As the youngest agent on the VP’s team, Vi drew the duty of driving Gretchen Williams. Vi would leave Tower South in a four-door Taurus from the government’s leased fleet of four-door Tauruses, pick up Gretchen at her house in Maryland, take her to meetings at Old Treasury downtown, at the Pentagon, or out in Beltsville with the planners. Vi didn’t hate the duty. It was long days of no thinking, of focus on the road, as Gretchen shot the rapids of official Washington, pestering the higher-ups for better gear, or more down time, or replacement agents. Gretchen rarely got the things she lobbied for, but she tried, which Vi thought was impressive.
Vi pulled into Gretchen’s driveway around four that Sunday afternoon. She saw Gretchen in the doorway of her house, fighting with her son. This went on for ten or fifteen minutes, then Gretchen came down the steps with her suit and duffel bag.

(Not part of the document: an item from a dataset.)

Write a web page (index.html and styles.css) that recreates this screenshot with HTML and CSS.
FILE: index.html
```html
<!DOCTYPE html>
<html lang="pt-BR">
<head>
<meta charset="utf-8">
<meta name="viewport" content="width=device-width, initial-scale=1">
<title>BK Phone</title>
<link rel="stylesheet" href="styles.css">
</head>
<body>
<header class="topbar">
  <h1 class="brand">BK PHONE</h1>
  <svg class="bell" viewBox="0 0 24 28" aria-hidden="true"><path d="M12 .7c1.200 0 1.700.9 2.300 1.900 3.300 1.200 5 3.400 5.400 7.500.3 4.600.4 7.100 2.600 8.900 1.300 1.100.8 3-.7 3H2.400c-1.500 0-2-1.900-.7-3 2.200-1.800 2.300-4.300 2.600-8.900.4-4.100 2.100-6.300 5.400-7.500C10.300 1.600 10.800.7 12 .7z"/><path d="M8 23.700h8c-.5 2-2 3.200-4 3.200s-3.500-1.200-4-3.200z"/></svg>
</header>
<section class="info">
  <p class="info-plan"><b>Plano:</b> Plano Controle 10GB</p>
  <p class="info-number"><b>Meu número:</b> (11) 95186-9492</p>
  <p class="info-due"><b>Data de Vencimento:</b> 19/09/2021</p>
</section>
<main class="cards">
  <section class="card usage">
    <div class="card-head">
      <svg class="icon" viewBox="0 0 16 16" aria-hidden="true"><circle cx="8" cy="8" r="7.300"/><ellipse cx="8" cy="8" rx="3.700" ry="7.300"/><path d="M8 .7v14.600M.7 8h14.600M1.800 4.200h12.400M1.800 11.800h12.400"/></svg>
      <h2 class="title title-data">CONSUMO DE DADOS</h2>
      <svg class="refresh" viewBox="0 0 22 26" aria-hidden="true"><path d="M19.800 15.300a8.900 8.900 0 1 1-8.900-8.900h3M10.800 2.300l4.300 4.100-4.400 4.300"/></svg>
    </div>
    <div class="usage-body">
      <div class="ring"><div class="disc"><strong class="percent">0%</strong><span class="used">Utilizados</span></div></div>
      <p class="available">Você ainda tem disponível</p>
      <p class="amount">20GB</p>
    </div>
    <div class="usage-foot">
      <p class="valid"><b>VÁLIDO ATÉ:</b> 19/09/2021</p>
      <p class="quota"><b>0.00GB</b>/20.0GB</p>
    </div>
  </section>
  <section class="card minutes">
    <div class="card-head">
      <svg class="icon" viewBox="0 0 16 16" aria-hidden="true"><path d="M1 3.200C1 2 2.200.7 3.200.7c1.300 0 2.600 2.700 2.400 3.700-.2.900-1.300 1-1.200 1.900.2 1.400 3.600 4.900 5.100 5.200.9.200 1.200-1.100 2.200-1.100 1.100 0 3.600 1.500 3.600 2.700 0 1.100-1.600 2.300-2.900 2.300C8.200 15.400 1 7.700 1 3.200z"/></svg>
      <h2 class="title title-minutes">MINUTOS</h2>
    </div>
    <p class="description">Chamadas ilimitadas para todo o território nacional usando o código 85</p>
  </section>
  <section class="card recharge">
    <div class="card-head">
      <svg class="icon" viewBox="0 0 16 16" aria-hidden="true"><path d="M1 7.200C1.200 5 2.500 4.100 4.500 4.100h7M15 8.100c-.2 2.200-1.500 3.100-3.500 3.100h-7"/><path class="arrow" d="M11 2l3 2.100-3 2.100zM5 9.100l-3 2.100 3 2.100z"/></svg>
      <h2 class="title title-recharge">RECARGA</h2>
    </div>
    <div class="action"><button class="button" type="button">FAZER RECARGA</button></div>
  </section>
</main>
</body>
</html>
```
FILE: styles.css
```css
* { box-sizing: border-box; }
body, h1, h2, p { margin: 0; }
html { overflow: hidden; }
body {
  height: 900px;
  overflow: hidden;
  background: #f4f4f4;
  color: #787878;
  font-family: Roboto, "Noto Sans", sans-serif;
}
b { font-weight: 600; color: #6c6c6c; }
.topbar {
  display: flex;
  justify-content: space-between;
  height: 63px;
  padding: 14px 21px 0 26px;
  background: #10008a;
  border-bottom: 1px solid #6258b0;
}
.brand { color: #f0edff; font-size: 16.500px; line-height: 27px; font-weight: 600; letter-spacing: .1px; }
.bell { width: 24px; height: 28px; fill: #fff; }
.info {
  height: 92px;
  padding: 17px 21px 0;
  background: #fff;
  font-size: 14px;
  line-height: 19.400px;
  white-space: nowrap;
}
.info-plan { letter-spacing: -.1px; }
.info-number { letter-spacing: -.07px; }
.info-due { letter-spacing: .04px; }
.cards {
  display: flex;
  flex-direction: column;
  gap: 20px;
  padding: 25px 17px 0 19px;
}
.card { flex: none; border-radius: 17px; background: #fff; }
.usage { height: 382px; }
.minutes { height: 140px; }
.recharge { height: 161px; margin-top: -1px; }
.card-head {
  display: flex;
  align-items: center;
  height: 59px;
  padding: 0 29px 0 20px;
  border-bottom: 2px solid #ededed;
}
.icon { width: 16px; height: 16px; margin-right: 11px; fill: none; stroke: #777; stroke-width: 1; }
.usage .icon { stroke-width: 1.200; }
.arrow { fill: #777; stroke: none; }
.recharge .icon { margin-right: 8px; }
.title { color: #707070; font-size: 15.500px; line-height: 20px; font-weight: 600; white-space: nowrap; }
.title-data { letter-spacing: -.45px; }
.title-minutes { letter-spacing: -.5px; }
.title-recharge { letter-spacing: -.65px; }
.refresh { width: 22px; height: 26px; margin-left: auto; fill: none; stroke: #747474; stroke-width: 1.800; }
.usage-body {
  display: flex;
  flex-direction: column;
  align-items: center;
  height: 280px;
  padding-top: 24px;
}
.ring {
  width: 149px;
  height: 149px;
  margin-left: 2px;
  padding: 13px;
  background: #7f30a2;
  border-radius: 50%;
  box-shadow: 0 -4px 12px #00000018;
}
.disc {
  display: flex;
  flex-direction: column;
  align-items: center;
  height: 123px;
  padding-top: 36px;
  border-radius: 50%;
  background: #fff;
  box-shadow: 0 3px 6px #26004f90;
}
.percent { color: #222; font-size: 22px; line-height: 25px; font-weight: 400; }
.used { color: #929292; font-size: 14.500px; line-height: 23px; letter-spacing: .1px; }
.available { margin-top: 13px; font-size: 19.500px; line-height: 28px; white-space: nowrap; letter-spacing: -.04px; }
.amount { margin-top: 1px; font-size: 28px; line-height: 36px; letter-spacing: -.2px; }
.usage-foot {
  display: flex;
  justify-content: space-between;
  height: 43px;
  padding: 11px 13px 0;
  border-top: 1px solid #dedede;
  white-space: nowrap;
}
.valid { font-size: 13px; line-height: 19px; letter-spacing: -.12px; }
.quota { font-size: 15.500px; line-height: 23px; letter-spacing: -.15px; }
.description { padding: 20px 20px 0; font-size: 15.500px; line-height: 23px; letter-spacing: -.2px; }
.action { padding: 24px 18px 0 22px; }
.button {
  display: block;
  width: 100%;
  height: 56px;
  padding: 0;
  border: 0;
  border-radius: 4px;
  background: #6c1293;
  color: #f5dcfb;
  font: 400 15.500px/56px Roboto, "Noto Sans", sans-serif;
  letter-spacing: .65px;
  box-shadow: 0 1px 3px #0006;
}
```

From Gretchen’s house to Beltsville was twenty minutes without traffic, and there wasn’t too much traffic going northbound. In the twenty minutes, Gretchen said two things: “Hey” (as in hello , when she first came down her driveway and got in) and “Hey” (as in Pass this asshole already , when Vi was caught behind a rattle-trap Toyota in the slow lane on the Beltway). Gretchen spent the ride looking at the VP’s schedule for the New Hampshire trip, a fat printout in a plain manila folder. This was another good thing about driving Gretchen Williams: not a lot of claustrophobic small talk in the car.
They pulled up to the gate of the Protection Campus, passed their creds out the window to the guard, who ran them through a reader and waited for approval on his screen. The buried sensor net around the grounds was undergoing routine maintenance. Vi saw the techies and the backhoe and the trench, the SWATs in ball caps drinking coffee, standing by the trench, everybody looking like they were making overtime. The guard handed the IDs through the window and stepped back to let them pass.
A short road up the hill, lawns on either side. Three cars at the crest, parked end to end along the shoulder, flashers flashing, two Tauruses and a big black Lincoln Town Car with a whiplash aerial. An agent saw them coming and stepped into the road. The agent was a black guy, Levi Harris, one of the Director’s bodyguards. The Director, being king of all the details, had the Town Car and a driver and a detail of his own, and Levi was the weekend guy apparently.